When a node is restarted, all primary shards on that node lose their primary status and a replica shard on another node gets promoted to primary instead. So during a rolling restart where all nodes are restarted, all primary shards will lose their primary status and become replicas instead. Some may become primary again when another node is restarted. Essentially, all primary shards are shuffled around. Note that no shards are moved, only their status as primary or replica is changed. An illustration of this can be seen at the end of this article.
Since the data is the same on all copies of a shard, it is enough to take a snapshot of one of the copies. Elasticsearch uses the primary shard to perform the snapshot operation. Each shard is made up of multiple immutable segments which is how the data is divided on disk. Indexing new data will create new segments. The segments are what Elasticsearch compares with previous snapshots to decide which segments need to be saved. These segments are not synchronized between copies of a shard. This means that when the “new” primary shard is snapshotted for the first time, none of its segments overlap with what is already in the snapshot storage and it has to do a full upload of the shard.
We store our snapshots on Amazon S3 using a combination of Standard and Infrequent Access storage classes. We store two weeks of snapshots which need to be stored for a minimum of 30 days to enable transitioning to Infrequent Access (we are currently measuring if this is the most cost-efficient solution). With this setup, we observed that it took ca. 40 days after the sudden increase of 500TB for it to drop again by the same amount. If these additional 500TB are stored for 30 days in S3 Standard and another 10 days in Infrequent Access, that sums up to a one-time cost of $12,500, something we felt should be possible to avoid for future restarts.
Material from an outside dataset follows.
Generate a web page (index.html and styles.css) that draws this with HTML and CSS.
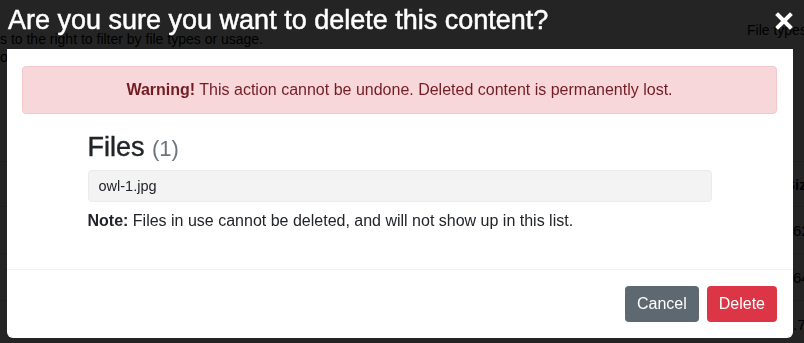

If all primary shards would remain on the same nodes after the rolling restart, the incremental snapshotting should continue working as usual and not be affected by a restart. Our idea of an algorithm was thus:
Store a state of where all primaries are located
Perform rolling restart
Promote primaries back to their original node
The only problem with this proposed solution was that Elasticsearch has no feature to explicitly promote a replica shard to become the primary. That process is only triggered when the primary shard is canceled, as during a restart  . Canceling a primary shard however can be done explicitly using the cluster reroute API which then triggers a replica to be promoted to primary .
We tried this approach and it worked as suggested, canceling a primary shard resulted in a replica getting promoted to primary. However, in our cluster we have 3 copies of each shard, one primary and two replicas. We needed to control which one of the replicas would get promoted to primary, to select the one that was the primary before the rolling restart. This could be done by issuing two cancel commands in the same reroute call, canceling the two copies we did not want to be the primary. We also had a heuristic based on the observation that it is always the “first” replica that gets promoted to primary following the same order as the output of the cat shards API. This allowed us to only cancel one shard about half of the time. This worked pretty well but we noticed that the canceled shards were pretty slow to sync up to the new primary shard. We managed to speed this up by also issuing a flush call towards the affected indices before each batch cancellation.
We already had a Python script that we used to do our rolling restarts, so we added this new logic to that. First fetching the current state using the cat shards API before doing the restarts. After all restarts were completed the script selectively canceled shards until the primary shard placements were restored to where they were before the rolling restart. Using this script and sending up to 200 cancel commands in a single request to the cluster reroute API, we could allocate 14k misplaced primary shards back to their initial node in around 45 minutes. During this time, the cluster was yellow for most of the time since the canceled shards become unassigned for a brief moment, but cluster performance was not visibly impacted.
Illustration of a simulated rolling restart, one zone at a time. There are 5 nodes in each of the 3 zones. The color of a node indicates how many of its initial primary shards it has remaining (not related to Elasticsearch cluster status). A green node has all its initial primary shards and a red node only has replicas. At first, all nodes are green. In the next time steps as zones are restarted, each zone becomes red as all its shards lose their primary status and a replica in another zone is promoted, necessitating a new expensive snapshot. Some shards may get promoted back to primary on their original node by chance. After restarts have completed, we promote primary shards back to their original nodes, getting back to the initial state where incremental snapshots can continue.
Overall we are satisfied with our solution. We do feel that it is a hack as this is not how the cluster reroute API was intended to be used. A proper primary shard promotion API would make this process much smoother. We did briefly consider if it could be implemented as a plugin but it seemed difficult. So for now, this promotion through cancellation works for us, and we can do rolling restarts effectively for free.